BEGIN Available data

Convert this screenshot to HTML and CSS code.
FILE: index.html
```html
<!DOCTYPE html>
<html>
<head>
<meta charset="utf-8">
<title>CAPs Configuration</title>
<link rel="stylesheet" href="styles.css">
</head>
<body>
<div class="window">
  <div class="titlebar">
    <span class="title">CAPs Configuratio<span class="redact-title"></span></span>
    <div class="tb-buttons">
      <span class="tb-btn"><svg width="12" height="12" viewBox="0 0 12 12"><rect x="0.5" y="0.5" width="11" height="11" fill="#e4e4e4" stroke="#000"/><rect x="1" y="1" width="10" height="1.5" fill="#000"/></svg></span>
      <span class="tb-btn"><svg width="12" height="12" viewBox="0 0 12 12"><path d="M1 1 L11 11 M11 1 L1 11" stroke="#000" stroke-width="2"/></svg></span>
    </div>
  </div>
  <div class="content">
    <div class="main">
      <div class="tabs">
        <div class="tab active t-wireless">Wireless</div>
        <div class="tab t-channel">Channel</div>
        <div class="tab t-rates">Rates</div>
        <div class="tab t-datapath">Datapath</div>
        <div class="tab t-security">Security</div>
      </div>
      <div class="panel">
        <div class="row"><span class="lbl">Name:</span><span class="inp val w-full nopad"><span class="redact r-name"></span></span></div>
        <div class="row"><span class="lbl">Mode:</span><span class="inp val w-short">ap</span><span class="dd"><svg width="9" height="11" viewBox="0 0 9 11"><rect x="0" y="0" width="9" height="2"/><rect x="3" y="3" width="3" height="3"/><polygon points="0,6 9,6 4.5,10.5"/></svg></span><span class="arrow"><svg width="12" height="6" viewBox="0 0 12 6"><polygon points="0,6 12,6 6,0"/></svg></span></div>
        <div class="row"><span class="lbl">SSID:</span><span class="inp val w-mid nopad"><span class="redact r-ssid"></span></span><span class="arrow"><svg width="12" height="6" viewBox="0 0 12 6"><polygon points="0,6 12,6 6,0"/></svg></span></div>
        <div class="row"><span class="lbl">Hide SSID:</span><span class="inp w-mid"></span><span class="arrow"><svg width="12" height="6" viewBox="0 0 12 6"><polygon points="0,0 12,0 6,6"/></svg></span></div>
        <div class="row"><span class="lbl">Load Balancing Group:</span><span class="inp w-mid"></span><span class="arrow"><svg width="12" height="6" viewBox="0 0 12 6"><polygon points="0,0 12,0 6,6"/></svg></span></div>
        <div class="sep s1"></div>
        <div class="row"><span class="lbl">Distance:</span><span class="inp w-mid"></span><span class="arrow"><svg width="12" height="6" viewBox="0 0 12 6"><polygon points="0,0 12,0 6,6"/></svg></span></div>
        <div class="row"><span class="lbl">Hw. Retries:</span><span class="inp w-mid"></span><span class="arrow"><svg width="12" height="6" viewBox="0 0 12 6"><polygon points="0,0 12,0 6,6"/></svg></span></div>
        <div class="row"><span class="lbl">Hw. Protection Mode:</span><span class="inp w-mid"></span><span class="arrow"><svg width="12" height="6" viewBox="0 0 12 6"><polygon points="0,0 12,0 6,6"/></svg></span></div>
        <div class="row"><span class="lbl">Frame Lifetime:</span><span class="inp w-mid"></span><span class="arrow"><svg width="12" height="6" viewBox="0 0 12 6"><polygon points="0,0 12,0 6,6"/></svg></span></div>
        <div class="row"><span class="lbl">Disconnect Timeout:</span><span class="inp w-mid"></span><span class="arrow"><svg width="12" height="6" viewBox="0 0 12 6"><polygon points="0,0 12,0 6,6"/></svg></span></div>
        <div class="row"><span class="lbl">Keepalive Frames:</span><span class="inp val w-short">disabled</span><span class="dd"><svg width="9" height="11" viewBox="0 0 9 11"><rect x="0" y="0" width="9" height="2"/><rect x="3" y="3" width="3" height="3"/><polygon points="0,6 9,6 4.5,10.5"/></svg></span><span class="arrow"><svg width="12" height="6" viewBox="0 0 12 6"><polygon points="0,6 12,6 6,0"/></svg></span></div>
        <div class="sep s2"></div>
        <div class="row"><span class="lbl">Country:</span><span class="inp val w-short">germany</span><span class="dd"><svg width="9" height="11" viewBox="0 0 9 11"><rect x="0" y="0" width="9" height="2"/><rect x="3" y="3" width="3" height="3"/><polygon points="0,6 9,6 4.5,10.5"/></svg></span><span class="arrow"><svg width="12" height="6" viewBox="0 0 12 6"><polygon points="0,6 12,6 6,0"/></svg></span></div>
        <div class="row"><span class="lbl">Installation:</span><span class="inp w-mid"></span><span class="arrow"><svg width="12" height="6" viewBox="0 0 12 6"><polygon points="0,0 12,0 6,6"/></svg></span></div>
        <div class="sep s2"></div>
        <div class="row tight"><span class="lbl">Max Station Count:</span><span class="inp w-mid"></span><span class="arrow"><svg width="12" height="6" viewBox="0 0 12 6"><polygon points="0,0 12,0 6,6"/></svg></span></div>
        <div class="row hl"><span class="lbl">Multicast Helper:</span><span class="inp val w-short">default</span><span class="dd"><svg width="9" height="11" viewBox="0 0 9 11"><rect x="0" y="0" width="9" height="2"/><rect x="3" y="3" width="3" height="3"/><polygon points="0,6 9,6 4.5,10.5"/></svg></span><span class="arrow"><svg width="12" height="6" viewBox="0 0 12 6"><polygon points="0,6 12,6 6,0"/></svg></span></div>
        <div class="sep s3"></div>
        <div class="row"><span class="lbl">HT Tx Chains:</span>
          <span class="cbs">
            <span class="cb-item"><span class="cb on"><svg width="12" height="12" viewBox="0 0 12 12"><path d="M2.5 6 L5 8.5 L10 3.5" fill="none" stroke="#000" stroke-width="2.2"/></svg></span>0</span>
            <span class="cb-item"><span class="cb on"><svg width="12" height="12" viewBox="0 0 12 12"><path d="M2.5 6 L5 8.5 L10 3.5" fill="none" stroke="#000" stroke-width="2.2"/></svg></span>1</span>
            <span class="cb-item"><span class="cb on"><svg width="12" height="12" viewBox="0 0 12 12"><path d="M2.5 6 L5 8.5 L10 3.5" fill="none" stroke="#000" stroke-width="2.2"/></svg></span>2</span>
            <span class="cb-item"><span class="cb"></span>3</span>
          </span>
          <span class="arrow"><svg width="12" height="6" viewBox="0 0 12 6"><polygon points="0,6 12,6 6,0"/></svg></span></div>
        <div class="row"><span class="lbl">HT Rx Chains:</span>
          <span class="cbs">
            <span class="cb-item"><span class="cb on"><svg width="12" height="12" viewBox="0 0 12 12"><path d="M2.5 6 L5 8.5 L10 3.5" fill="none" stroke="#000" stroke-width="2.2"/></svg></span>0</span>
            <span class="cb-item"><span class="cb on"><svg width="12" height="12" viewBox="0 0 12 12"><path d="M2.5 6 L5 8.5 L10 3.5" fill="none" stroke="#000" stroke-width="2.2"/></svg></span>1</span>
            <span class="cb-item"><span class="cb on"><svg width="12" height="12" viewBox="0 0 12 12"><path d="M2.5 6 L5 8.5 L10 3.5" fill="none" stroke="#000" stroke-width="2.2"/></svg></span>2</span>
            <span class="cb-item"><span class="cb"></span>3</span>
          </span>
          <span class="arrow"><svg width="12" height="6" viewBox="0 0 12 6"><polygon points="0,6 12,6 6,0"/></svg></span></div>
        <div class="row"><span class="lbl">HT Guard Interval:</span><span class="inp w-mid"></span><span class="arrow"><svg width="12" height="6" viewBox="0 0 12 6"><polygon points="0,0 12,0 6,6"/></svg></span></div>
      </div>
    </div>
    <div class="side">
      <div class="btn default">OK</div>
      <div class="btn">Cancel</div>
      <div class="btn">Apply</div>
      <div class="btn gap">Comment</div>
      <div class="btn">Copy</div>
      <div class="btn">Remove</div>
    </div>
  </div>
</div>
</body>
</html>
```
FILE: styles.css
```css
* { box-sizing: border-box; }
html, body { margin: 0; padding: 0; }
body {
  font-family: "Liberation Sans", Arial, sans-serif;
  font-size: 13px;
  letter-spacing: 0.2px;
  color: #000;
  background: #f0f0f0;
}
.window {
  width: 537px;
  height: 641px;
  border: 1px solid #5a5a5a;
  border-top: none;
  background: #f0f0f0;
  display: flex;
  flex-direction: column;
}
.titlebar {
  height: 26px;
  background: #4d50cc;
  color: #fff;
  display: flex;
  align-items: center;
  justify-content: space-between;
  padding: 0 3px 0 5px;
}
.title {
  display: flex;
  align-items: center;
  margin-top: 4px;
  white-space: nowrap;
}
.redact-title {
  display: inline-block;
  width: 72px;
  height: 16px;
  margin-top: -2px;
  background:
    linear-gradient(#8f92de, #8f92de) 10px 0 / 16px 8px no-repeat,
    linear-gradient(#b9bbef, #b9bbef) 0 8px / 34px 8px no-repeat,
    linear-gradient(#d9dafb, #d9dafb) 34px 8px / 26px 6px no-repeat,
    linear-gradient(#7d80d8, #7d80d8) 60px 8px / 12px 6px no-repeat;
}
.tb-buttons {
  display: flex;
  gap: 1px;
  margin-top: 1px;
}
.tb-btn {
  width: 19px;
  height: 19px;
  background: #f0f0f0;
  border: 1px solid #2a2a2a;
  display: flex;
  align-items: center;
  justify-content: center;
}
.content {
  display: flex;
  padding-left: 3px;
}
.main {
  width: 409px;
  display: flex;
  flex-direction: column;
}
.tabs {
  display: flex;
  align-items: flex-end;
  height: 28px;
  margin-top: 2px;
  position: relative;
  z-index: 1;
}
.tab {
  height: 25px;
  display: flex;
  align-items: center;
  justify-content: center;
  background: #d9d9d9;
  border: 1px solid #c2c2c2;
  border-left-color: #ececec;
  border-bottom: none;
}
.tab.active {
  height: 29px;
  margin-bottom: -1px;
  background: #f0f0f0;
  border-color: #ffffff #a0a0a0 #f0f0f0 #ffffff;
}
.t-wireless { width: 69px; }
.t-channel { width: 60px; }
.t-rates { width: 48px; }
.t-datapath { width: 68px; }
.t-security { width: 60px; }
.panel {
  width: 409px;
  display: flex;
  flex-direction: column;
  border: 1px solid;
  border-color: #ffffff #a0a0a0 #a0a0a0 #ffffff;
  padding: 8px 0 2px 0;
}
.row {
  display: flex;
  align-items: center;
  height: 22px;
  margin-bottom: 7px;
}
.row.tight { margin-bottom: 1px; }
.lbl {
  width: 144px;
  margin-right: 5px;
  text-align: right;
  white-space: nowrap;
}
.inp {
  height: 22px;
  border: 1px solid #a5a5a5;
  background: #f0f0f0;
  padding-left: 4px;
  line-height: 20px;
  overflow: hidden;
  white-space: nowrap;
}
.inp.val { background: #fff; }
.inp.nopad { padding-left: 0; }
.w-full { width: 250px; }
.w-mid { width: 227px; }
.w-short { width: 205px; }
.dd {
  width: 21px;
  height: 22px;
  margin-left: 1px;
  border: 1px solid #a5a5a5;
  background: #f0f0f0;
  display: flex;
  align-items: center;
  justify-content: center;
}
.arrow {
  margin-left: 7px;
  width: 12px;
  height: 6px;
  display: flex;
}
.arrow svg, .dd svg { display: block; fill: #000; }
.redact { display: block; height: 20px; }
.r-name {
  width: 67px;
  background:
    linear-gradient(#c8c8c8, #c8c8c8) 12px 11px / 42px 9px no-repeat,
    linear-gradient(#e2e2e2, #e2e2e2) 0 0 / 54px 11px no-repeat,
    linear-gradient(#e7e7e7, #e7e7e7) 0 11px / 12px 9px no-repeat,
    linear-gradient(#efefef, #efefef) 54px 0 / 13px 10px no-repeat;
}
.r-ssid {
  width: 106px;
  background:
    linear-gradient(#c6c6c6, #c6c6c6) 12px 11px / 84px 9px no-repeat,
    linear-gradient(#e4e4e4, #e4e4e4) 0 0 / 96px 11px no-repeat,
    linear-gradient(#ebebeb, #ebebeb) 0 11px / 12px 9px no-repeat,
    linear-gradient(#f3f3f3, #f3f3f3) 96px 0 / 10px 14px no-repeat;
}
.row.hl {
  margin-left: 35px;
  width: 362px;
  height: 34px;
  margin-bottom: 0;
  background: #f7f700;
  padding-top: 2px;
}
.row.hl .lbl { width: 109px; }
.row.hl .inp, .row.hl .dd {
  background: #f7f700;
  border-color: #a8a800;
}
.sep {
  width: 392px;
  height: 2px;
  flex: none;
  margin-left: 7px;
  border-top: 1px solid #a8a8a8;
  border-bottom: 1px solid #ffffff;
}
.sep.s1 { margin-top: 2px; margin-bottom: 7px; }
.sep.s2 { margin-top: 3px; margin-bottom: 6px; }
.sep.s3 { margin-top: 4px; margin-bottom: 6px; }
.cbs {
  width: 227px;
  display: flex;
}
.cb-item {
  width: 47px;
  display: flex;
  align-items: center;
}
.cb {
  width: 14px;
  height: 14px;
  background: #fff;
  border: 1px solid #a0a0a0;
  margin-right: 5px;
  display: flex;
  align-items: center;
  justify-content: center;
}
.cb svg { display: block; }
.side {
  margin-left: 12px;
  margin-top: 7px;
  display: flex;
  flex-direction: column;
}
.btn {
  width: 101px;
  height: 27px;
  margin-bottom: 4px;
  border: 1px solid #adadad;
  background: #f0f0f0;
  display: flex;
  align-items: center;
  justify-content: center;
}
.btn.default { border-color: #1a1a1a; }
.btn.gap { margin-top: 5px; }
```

END Available data
BEGIN Available data

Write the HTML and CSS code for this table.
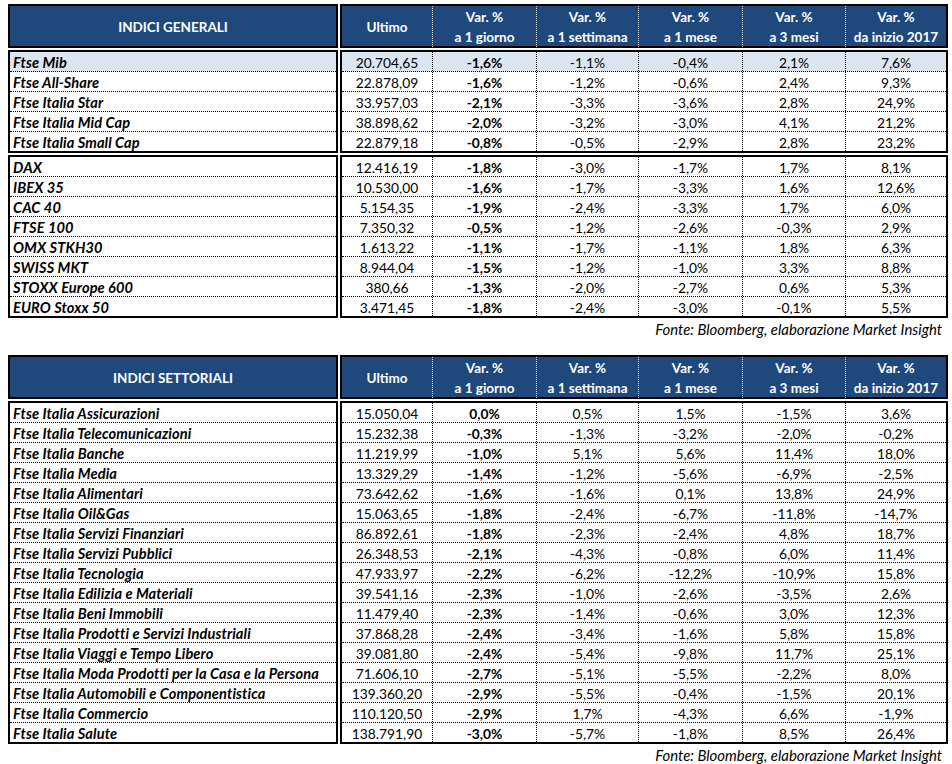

END Available data
BEGIN Available data

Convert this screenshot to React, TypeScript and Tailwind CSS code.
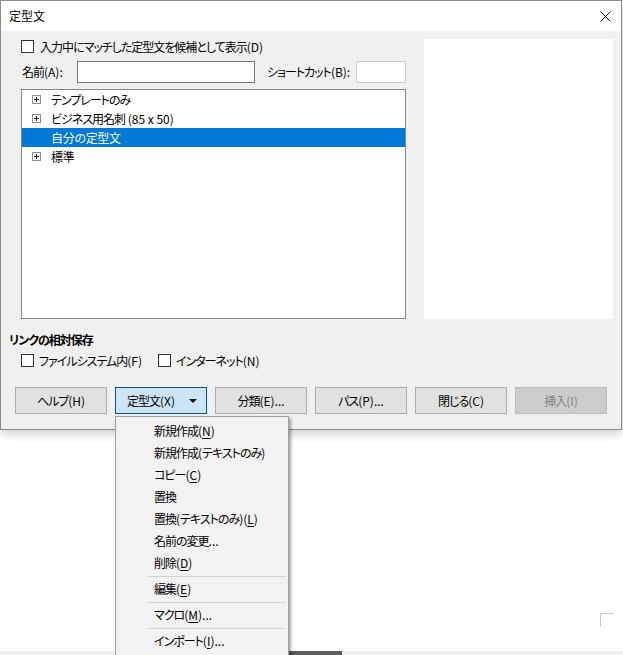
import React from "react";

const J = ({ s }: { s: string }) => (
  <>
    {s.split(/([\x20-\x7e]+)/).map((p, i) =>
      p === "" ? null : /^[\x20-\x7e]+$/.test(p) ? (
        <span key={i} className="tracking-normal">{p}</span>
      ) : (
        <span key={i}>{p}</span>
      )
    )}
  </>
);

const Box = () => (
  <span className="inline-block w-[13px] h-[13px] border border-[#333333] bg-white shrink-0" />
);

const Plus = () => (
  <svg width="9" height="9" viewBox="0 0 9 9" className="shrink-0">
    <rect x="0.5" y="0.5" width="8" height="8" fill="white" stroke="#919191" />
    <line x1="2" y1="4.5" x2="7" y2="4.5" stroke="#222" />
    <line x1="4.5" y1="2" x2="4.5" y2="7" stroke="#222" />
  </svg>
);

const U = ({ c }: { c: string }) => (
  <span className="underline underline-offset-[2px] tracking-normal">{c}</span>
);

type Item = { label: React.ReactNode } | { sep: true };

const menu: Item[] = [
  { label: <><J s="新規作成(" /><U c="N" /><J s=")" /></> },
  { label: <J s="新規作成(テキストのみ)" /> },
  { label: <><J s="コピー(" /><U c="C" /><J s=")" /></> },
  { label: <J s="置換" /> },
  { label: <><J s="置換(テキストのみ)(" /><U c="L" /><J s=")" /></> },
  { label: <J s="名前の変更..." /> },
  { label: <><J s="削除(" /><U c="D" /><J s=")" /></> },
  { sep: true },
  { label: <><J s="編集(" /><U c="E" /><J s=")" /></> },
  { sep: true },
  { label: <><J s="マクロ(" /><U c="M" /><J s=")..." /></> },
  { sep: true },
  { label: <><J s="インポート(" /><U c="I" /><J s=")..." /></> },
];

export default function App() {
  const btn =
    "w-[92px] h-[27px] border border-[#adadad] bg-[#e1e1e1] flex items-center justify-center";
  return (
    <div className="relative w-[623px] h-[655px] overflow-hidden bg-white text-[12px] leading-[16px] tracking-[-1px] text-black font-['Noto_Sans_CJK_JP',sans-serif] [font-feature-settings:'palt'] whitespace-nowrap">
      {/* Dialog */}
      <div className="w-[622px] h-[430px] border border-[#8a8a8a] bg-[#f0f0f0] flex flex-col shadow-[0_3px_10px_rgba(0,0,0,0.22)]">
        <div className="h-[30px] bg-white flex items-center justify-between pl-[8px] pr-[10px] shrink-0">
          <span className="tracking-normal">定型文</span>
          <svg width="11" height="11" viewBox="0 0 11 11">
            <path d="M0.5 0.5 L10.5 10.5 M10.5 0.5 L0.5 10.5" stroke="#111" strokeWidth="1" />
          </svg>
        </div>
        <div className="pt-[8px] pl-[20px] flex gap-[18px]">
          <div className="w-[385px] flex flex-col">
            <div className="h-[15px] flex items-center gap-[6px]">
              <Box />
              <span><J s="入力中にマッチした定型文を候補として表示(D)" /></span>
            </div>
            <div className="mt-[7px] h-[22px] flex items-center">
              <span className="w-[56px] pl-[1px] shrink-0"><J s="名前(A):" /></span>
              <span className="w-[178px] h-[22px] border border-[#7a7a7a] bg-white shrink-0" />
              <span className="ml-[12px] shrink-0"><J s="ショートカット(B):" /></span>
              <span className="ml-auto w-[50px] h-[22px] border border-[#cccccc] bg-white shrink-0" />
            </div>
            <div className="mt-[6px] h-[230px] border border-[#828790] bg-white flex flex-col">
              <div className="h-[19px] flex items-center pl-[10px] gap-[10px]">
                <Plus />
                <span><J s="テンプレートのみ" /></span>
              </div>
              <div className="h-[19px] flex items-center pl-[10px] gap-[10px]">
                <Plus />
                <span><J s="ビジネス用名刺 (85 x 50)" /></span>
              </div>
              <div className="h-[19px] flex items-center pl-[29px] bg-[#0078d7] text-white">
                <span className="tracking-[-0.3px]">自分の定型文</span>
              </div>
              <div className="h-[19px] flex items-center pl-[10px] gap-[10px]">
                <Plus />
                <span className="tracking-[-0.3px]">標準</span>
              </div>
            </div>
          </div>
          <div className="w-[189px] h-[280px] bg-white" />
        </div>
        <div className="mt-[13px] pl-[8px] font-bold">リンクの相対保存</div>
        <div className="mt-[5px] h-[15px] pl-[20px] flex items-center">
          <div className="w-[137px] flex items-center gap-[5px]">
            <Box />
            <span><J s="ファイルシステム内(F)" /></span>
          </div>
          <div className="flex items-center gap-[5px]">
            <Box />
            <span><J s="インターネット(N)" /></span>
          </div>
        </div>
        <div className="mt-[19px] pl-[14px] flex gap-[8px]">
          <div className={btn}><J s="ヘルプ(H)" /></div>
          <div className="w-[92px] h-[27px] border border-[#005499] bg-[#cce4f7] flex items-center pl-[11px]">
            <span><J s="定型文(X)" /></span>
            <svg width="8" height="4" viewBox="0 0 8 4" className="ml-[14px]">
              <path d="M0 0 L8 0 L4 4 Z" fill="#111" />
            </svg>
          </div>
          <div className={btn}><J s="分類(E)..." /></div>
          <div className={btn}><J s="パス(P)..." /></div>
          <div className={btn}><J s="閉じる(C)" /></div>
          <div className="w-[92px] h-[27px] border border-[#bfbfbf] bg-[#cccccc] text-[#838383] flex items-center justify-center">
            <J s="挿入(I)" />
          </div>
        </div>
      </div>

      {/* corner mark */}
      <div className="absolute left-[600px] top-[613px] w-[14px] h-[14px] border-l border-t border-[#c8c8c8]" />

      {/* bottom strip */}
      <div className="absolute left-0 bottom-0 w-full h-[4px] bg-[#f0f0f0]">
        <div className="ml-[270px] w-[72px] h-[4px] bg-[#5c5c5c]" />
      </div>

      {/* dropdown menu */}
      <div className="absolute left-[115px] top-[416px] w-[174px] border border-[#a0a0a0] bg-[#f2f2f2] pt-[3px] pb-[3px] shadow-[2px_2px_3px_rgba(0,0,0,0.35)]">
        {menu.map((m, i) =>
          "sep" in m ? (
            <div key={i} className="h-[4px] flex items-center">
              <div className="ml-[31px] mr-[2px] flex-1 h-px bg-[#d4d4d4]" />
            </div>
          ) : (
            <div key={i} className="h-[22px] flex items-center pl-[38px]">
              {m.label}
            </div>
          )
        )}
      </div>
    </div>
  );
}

END Available data

Exercise requirements - Transcribe only the lines from the line holding "Convert this screenshot to React, TypeScript" through the line holding "import React from", inclusive, without any of the pictures.

The reply -
Convert this screenshot to React, TypeScript and Tailwind CSS code.
import React from "react";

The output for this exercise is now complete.